The Steps [processing time]

  • Create a file Geodatabase [< 1 min.]

    • Even if you are planning to save your raster in SDE, you might want to consider processing the mosaic into a file Geodatabase first. This way you can limit the processing required and run locally for faster results. Copying afterwards does add to the total processing time - but also makes sure there aren’t any issues with an input raster and you don’t need to worry about indexes or logs getting bloated if you make any mistakes.
  • Create a Raster Catalog: Make it “unmanaged” to refer to images without loading/copying [< 1 min.]
  • Run ‘workspace to raster catalog’ tool (all TIFFs in one directory) [10 min for all 7k files]
  • Set the spatial reference properties of the catalog to same as data source [< 1 min.]
  • Run ‘Raster Catalog to Raster Dataset’ tool: This varies depending on the approach. Two different approaches we tested. Note: Create pyramids afterwards, not as part of the process. [3 days (old hardware)]

    • Option 1 - LZ77 compression: Before running the tool, open the environment settings and select not to create pyramids, also set compression option to LZ77. We also unchecked “raster statistics” since we didn’t want the default colour stretching. Raster stats are on by default but leads to the usual question “why does the colour look different now?” after processing imagery (although yes, you can force this off in ArcMap in the layer properties but it resets each time).
    • Option 2 - JPEG compression. We decided on 80% compression, no specific reason why but the results were almost as good as LZ77. The quality and pixel size will impact the visual quality - again, best to play with a small sample area to get a better idea of what works for you.
  • If your final destination is SDE, copy your raster at this point using best practices for loading large data to your enterprise database. When loading to SDE set the environment setting to create pyramids. If keeping in the file Geodatabase, you will need to create the pyramids still - We used the default options and number of levels. You can also try setting Bilinear vs Nearest neighbour to see which you like better.

The Results

Using the method above, both LZ77 and JPG compression options generated outstanding results. The LZ77 (lossless) compression has a slightly better visual output at the cost of extra hard drive space. If your tests show little visual difference, I would recommend JPG compression to save space and network load - however, the clarity of LZ77 is hard to beat, especially if you have a decent network.

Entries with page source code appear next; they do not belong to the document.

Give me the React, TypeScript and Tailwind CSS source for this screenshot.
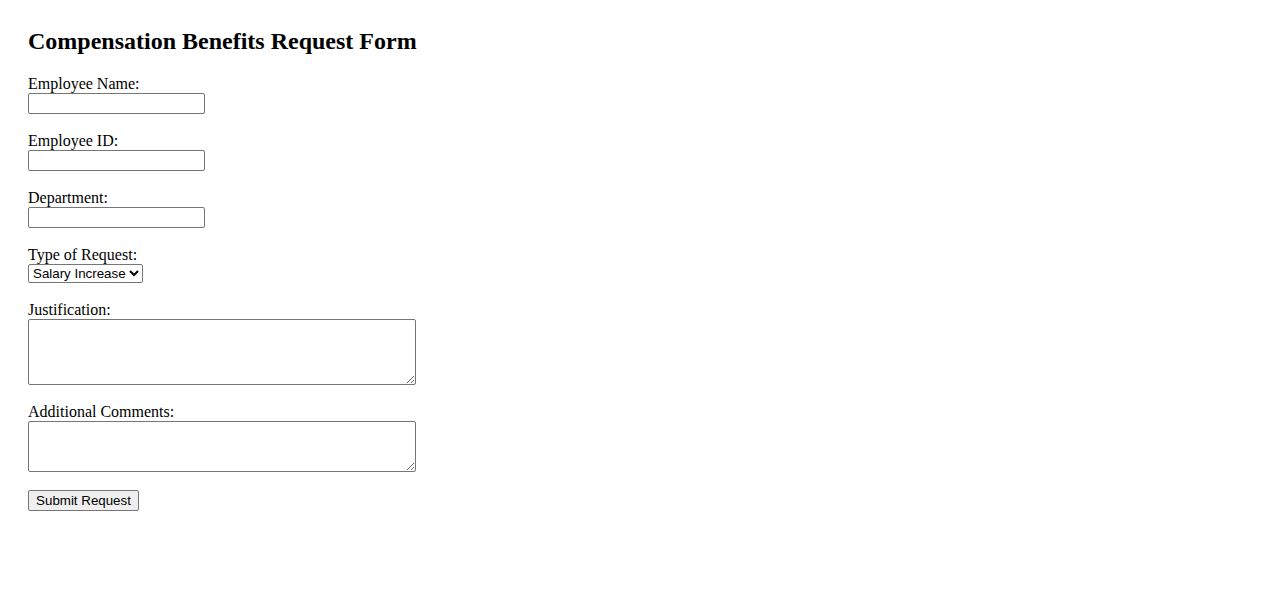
import React from 'react';

const fields = [
  { id: 'name', label: 'Employee Name:' },
  { id: 'eid', label: 'Employee ID:' },
  { id: 'dept', label: 'Department:' },
];

const controlFont = "font-['Liberation_Sans',Arial,sans-serif] text-[13.333px] text-black";

const App: React.FC = () => {
  return (
    <div className="min-h-screen bg-white px-[28px] pt-[28px] font-['Liberation_Serif','Times_New_Roman',serif] text-[16px] text-black">
      <h2 className="mb-[20px] text-[24px] font-bold leading-[27px]">Compensation Benefits Request Form</h2>
      <form onSubmit={(e) => e.preventDefault()} className="flex flex-col">
        {fields.map((f) => (
          <div key={f.id} className="mb-[18px] flex flex-col items-start">
            <label htmlFor={f.id} className="leading-[18px]">{f.label}</label>
            <input
              id={f.id}
              type="text"
              className={`${controlFont} h-[21px] w-[177px] rounded-[2px] border border-[#767676] bg-white px-[2px] outline-none`}
            />
          </div>
        ))}

        <div className="mb-[18px] flex flex-col items-start">
          <label htmlFor="type" className="leading-[18px]">Type of Request:</label>
          <select
            id="type"
            defaultValue="salary"
            className={`${controlFont} h-[19px] w-[115px] rounded-[2px] border border-[#767676] bg-white`}
          >
            <option value="salary">Salary Increase</option>
            <option value="bonus">Bonus</option>
            <option value="benefits">Benefits</option>
          </select>
        </div>

        <div className="mb-[18px] flex flex-col items-start">
          <label htmlFor="just" className="leading-[18px]">Justification:</label>
          <textarea
            id="just"
            className={`${controlFont} h-[66px] w-[388px] rounded-[2px] border border-[#767676] bg-white p-[2px] outline-none`}
          />
        </div>

        <div className="mb-[18px] flex flex-col items-start">
          <label htmlFor="comments" className="leading-[18px]">Additional Comments:</label>
          <textarea
            id="comments"
            className={`${controlFont} h-[51px] w-[388px] rounded-[2px] border border-[#767676] bg-white p-[2px] outline-none`}
          />
        </div>

        <div className="flex items-start">
          <button
            type="submit"
            className={`${controlFont} h-[21px] w-[111px] rounded-[2px] border border-[#767676] bg-[#efefef] px-[6px] text-center leading-[15px]`}
          >
            Submit Request
          </button>
        </div>
      </form>
    </div>
  );
};

export default App;
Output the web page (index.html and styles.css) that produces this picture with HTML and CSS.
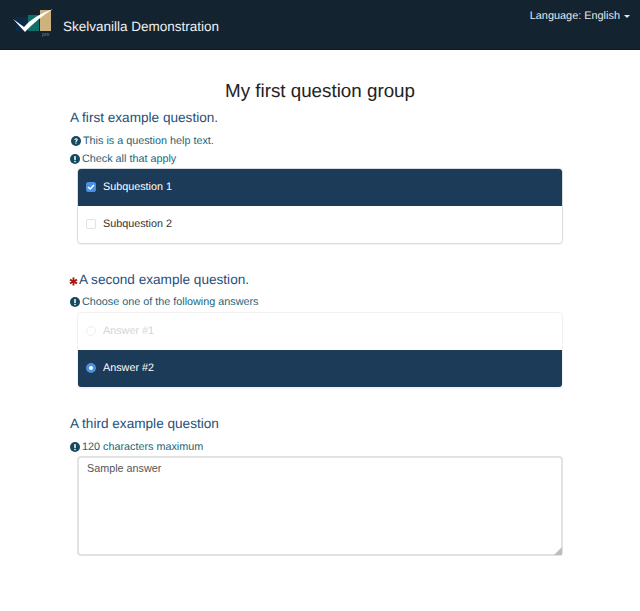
FILE: index.html
```html
<!DOCTYPE html>
<html lang="en">
<head>
<meta charset="utf-8">
<title>Skelvanilla Demonstration</title>
<link rel="stylesheet" href="styles.css">
</head>
<body>
<header class="navbar">
  <div class="brand">
    <svg class="logo" width="42" height="30" viewBox="0 0 42 30">
      <rect x="3" y="8" width="13" height="14" fill="#0d2a4a"/>
      <rect x="15" y="6" width="11" height="16" fill="#0f6f6a"/>
      <rect x="27" y="1" width="11" height="21" fill="#cdb27e"/>
      <path d="M0 10 L11 18 Q20 7 40 0 Q24 10 12 23 Z" fill="#fff"/>
      <text x="29" y="27" class="logo-text">pro</text>
    </svg>
    <span class="brand-name">Skelvanilla Demonstration</span>
  </div>
  <div class="language">Language: English <span class="caret"></span></div>
</header>
<main class="content">
  <h1 class="group-title">My first question group</h1>

  <section class="question first">
    <h2 class="q-title">A first example question.</h2>
    <p class="tip help"><svg class="tip-icon" viewBox="0 0 16 16"><circle cx="8" cy="8" r="8" fill="#14495f"/><path d="M5.2 6.2 Q5.4 3.4 8.2 3.4 Q11 3.5 11 5.7 Q11 7 9.6 7.8 Q8.9 8.3 8.9 9.4 L7 9.4 Q6.9 7.7 8.2 6.9 Q9 6.4 9 5.8 Q8.9 5.1 8 5.1 Q7.1 5.2 7 6.4 Z" fill="#fff"/><rect x="7" y="10.4" width="1.9" height="1.9" fill="#fff"/></svg>This is a question help text.</p>
    <p class="tip"><svg class="tip-icon" viewBox="0 0 16 16"><circle cx="8" cy="8" r="8" fill="#14495f"/><rect x="6.8" y="3" width="2.4" height="6.6" rx=".6" fill="#fff"/><rect x="6.8" y="10.6" width="2.4" height="2.4" rx=".6" fill="#fff"/></svg>Check all that apply</p>
    <div class="card">
      <div class="row selected"><span class="check on"><svg class="tick" viewBox="0 0 10 10"><path d="M2 5 L4.2 7 L8 3" fill="none" stroke="#fff" stroke-width="1.6"/></svg></span>Subquestion 1</div>
      <div class="row"><span class="check"></span>Subquestion 2</div>
    </div>
  </section>

  <section class="question second">
    <h2 class="q-title"><svg class="star" width="9" height="9" viewBox="0 0 10 10"><path d="M3.8 0.5 H6.2 L5.9 3.2 L8.3 2 L9.5 4 L7 5 L9.5 6 L8.3 8 L5.9 6.8 L6.2 9.5 H3.8 L4.1 6.8 L1.7 8 L0.5 6 L3 5 L0.5 4 L1.7 2 L4.1 3.2 Z" fill="#a01c1c"/></svg>A second example question.</h2>
    <p class="tip"><svg class="tip-icon" viewBox="0 0 16 16"><circle cx="8" cy="8" r="8" fill="#14495f"/><rect x="6.8" y="3" width="2.4" height="6.6" rx=".6" fill="#fff"/><rect x="6.8" y="10.6" width="2.4" height="2.4" rx=".6" fill="#fff"/></svg>Choose one of the following answers</p>
    <div class="card faint">
      <div class="row muted"><span class="radio"></span>Answer #1</div>
      <div class="row selected"><span class="radio on"></span>Answer #2</div>
    </div>
  </section>

  <section class="question third">
    <h2 class="q-title">A third example question</h2>
    <p class="tip"><svg class="tip-icon" viewBox="0 0 16 16"><circle cx="8" cy="8" r="8" fill="#14495f"/><rect x="6.8" y="3" width="2.4" height="6.6" rx=".6" fill="#fff"/><rect x="6.8" y="10.6" width="2.4" height="2.4" rx=".6" fill="#fff"/></svg>120 characters maximum</p>
    <div class="answer-wrap">
      <textarea class="answer">Sample answer</textarea>
      <span class="grip"></span>
    </div>
  </section>
</main>
</body>
</html>
```
FILE: styles.css
```css
* { box-sizing: border-box; }
html, body { margin: 0; padding: 0; }
body {
  background: #fff;
  font-family: "Liberation Sans", Arial, sans-serif;
  font-size: 10.8px;
  color: #333;
  height: 611px;
  overflow: hidden;
  text-rendering: geometricPrecision;
}
.navbar {
  height: 50px;
  background: #132330;
  border-bottom: 1px solid #0c171f;
  display: flex;
  justify-content: space-between;
  color: #fff;
}
.brand { display: flex; align-items: center; padding-left: 13px; }
.logo { display: block; margin-right: 8px; margin-top: -2px; flex: none; }
.logo-text { font-size: 5px; fill: #8a8f90; font-family: "Liberation Sans", sans-serif; }
.brand-name { font-size: 13.5px; color: #eef1f2; margin-top: 4px; }
.language { font-size: 10.9px; line-height: 14px; color: #e6e9ea; padding: 9px 10px 0 0; }
.caret {
  display: inline-block;
  width: 0; height: 0;
  margin-left: 1px;
  vertical-align: middle;
  border-top: 3px solid #e6e9ea;
  border-left: 3px solid transparent;
  border-right: 3px solid transparent;
}
.content { padding: 0 77px 0 70px; }
.group-title {
  margin: 29px 0 0;
  font-size: 18.8px;
  font-weight: 400;
  line-height: 24px;
  color: #222;
  text-align: center;
  padding-left: 7px;
}
.question { display: flex; flex-direction: column; }
.question.first { margin-top: 6px; }
.question.second { margin-top: 27px; }
.question.third { margin-top: 27px; }
.q-title {
  margin: 0;
  font-size: 13.6px;
  line-height: 18px;
  font-weight: 400;
  color: #1f5078;
  display: flex;
  align-items: center;
}
.tip {
  margin: 0;
  font-size: 10.8px;
  line-height: 18px;
  color: #1d6478;
  display: flex;
  align-items: center;
}
.q-title + .tip { margin-top: 4px; }
.first .q-title + .tip, .third .q-title + .tip { margin-top: 5px; }
.help { padding-left: 1px; }
.tip-icon { width: 10px; height: 10px; margin-right: 2px; flex: none; }
.star { flex: none; margin: 3px 1px 0 -1px; }
.card {
  margin: 0 0 0 7px;
  border: 1px solid #d9dcdf;
  border-radius: 4px;
  box-shadow: 0 1px 1px rgba(0,0,0,.05);
  overflow: hidden;
  background: #fff;
}
.card.faint { border-color: #f1f1f1; margin-top: 1px; }
.row {
  height: 37px;
  display: flex;
  align-items: center;
  padding-left: 8px;
  padding-bottom: 2px;
  font-size: 10.8px;
  color: #333;
}
.row.selected { background: #1b3b58; color: #fff; }
.row.muted { color: #d4d4d4; }
.check, .radio {
  width: 10px; height: 10px;
  margin-right: 7px;
  flex: none;
  display: flex;
  align-items: center;
  justify-content: center;
  border: 1px solid #dfe3e8;
  background: #fff;
}
.check { border-radius: 2px; }
.check.on { background: #4b8fe0; border-color: #4b8fe0; }
.tick { width: 10px; height: 10px; flex: none; }
.radio { border-radius: 50%; border-color: #eee; }
.radio.on { background: #fff; border: 3px solid #4b8fe0; }
.answer-wrap { position: relative; margin: 0 0 0 7px; }
.answer {
  display: block;
  width: 100%;
  height: 100px;
  padding: 3px 8px;
  font-family: "Liberation Sans", Arial, sans-serif;
  font-size: 10.8px;
  line-height: 15px;
  color: #555;
  border: 2px solid #e2e2e2;
  border-radius: 4px;
  outline: none;
  resize: none;
}
.grip {
  position: absolute;
  right: 1px;
  bottom: 1px;
  width: 0;
  height: 0;
  border-left: 8px solid transparent;
  border-bottom: 8px solid #bdbdbd;
}
```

  • File Size: When using LZ77, we found the output size was the same as the total input size (1TB). The compression helped, but adding pyramids added back the savings. JPG with 80% compression was 350GB (including pyramids). Advantage JPEG.
  • Load times: Load times were comparable for LZ77 and JPG, but if your network is slow or constantly under heavy load it might make a difference since LZ77 using more bandwidth based on file size. Small advantage JPG.
  • Visual output: Most people don’t have an issue with JPG quality - just don’t show them LZ77 and they won’t know what they are missing. Depending on the landscape, there can be some differences that are hard to overlook. Overall, there is a difference when using lossless compression - your intended use of the data will help you determine which is more important. Advantage LZ77.

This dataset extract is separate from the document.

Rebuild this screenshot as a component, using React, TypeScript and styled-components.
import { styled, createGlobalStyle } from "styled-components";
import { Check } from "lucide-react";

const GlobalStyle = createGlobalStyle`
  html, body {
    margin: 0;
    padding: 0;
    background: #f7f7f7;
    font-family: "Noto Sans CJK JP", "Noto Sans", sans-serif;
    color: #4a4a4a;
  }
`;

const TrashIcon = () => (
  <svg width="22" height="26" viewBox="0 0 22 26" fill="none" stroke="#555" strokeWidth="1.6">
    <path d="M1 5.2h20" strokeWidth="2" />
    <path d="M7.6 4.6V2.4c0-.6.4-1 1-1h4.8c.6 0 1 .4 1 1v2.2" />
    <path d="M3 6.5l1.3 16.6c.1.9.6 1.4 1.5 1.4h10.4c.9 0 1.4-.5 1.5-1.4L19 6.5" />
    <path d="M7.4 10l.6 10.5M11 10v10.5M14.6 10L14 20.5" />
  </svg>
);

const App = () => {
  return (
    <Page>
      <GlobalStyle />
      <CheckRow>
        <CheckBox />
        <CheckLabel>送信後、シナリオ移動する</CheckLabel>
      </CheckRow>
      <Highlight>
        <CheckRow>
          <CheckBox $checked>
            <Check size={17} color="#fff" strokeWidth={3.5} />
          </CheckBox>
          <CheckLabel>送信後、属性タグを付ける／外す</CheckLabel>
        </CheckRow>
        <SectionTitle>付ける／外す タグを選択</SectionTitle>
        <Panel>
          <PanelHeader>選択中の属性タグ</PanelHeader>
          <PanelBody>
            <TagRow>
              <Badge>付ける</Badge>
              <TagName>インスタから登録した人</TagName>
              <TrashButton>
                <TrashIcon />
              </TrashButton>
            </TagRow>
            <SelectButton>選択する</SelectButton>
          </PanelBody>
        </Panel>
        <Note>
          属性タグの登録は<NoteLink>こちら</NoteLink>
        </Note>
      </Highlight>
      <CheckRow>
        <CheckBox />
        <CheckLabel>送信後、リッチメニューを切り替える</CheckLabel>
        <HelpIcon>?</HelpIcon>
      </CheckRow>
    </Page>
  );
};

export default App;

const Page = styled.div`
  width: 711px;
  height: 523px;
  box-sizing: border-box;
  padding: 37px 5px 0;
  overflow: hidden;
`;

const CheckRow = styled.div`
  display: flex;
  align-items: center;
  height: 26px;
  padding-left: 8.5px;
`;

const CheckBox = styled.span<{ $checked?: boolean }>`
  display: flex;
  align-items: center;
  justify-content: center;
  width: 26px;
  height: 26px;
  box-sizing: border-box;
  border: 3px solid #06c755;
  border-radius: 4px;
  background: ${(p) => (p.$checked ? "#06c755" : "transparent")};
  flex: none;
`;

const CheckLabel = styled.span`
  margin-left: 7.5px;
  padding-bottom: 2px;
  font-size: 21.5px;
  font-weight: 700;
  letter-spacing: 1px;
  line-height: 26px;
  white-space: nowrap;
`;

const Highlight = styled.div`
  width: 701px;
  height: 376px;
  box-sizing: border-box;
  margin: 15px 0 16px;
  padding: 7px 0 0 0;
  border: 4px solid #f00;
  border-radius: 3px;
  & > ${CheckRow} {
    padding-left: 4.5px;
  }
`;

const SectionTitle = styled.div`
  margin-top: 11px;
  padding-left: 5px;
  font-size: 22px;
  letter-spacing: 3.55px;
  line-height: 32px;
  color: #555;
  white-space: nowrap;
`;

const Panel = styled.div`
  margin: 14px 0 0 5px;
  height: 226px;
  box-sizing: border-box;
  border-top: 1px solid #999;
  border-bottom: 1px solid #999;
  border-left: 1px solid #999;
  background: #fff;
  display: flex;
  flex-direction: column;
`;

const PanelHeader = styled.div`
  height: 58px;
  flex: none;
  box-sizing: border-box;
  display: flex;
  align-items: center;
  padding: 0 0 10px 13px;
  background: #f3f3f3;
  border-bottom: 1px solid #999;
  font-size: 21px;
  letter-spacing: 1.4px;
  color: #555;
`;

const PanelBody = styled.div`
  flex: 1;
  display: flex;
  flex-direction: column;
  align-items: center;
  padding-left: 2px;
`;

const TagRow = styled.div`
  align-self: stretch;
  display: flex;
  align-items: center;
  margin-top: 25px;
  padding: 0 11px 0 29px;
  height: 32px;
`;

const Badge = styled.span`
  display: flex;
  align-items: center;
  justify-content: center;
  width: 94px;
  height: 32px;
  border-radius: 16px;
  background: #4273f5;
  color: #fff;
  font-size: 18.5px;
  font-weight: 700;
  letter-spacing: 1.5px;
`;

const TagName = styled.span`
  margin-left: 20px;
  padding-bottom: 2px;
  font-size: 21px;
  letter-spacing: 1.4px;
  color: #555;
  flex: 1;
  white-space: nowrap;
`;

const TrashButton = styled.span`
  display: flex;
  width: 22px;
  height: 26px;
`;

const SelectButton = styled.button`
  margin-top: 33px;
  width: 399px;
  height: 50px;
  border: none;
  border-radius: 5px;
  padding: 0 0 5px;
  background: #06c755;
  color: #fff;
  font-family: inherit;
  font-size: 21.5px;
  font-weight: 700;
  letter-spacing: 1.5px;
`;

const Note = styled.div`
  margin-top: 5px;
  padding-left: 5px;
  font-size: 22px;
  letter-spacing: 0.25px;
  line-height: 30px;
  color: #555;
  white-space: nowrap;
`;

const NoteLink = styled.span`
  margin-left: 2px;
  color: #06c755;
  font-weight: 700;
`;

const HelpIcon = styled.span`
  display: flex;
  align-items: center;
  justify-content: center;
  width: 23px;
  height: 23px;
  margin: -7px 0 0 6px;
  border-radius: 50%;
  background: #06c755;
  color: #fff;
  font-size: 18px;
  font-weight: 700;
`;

Overall, a small advantage to JPG compression - but depending on the raster, LZ77 definitely has its place.

A few lessons learned

  1. Test, test test. Pick a small representative area and run many different tests until you find the right settings that give you results that meet your specific needs.
  2. Overall, a good rule of thumb is that pyramids will add 33% more storage space.
  3. Ensure that you don’t build pyramids until the very end of processing (i.e. when uploading the last tile or in a new process after the entire load process is complete).   By default ArcGIS will rebuild pyramids for the entire raster dataset with each new tile.  This adds an excessive amount of processing time.
  4. Use JPG (75-80) compression unless you determine a requirement for LZ77.  To me this is the best tradeoff for image quality vs file size/performance.  SIDs and JPEG2000 need to be decompressed on load which adds to draw time.  LZ77 is perfectly good but it might be a bit slower than JPG because of the larger network load with most users not seeing any difference.

Final Thoughts

The goal of this case study was to try various methods of creating raster mosaics as well as reviewing compression and visual outputs on a large scale. Both of the compression types listed worked great. Other approaches and settings were also tested but they didn’t meet our final requirements or the compression options forced applications to decompress which can create some additional client load.

There are many other approaches including Mosaic datasets or using ArcGIS server and creating a tiled service. This is one approach that works very well if you are using 9.x and can be leveraged by both server and desktop applications - and yes, even 10x. This approach also gives you the option to store the data inside an Enterprise or file Geodatabase.